Marty Davidson, director of the first feature film John starred in, Hero at Large, finds himself actually reflecting on the actor’s memorial service as it very much embodied the spirit of the man he knew. “It was on Hollywood Boulevard in one of those grand movie palaces,” he shares. “Michael Eisner, I think, organized it, because he was probably the head of ABC when John was doing Three’s Company. I will never forget that evening; the sadness was overwhelming, but there was also fun and joy as the Billy Bob Thorntons of the world got up and talked about their experiences with John.

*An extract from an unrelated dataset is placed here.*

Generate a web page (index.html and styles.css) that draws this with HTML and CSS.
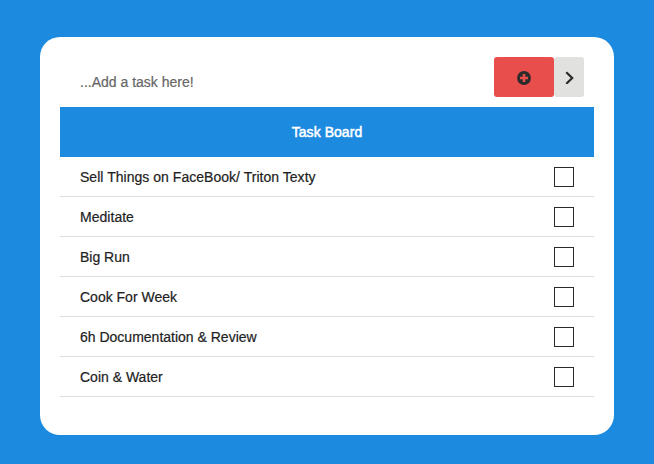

“And I will never forget the ending,” Marty adds with a warm smile, “when you were totally spent at the end of the evening and everyone had spoken about him, when all of a sudden the back doors of the movie theater opened up and in came the start of what was a hundred-piece marching band from USC in full regalia. They got everybody — probably 200 people — on their feet and marching out on to Hollywood Boulevard with them holding up traffic and going across the street to a bowling alley. There, there was food and whatever, and it was an amazing experience, because even when John passed away in such a sad way, we were all still overwhelmingly moved and laughing and having fun.”
Which doesn’t surprise Richard Kline — John’s Three Company costar, who played best pal Larry Dallas — in the least. That’s evident when we ask him his thoughts at the mention of John’s name: “Friend. Comedy genius. All around good guy. Great father. Baseball fan. Beatles fan; huge Beatles fan … So many things come to mind.”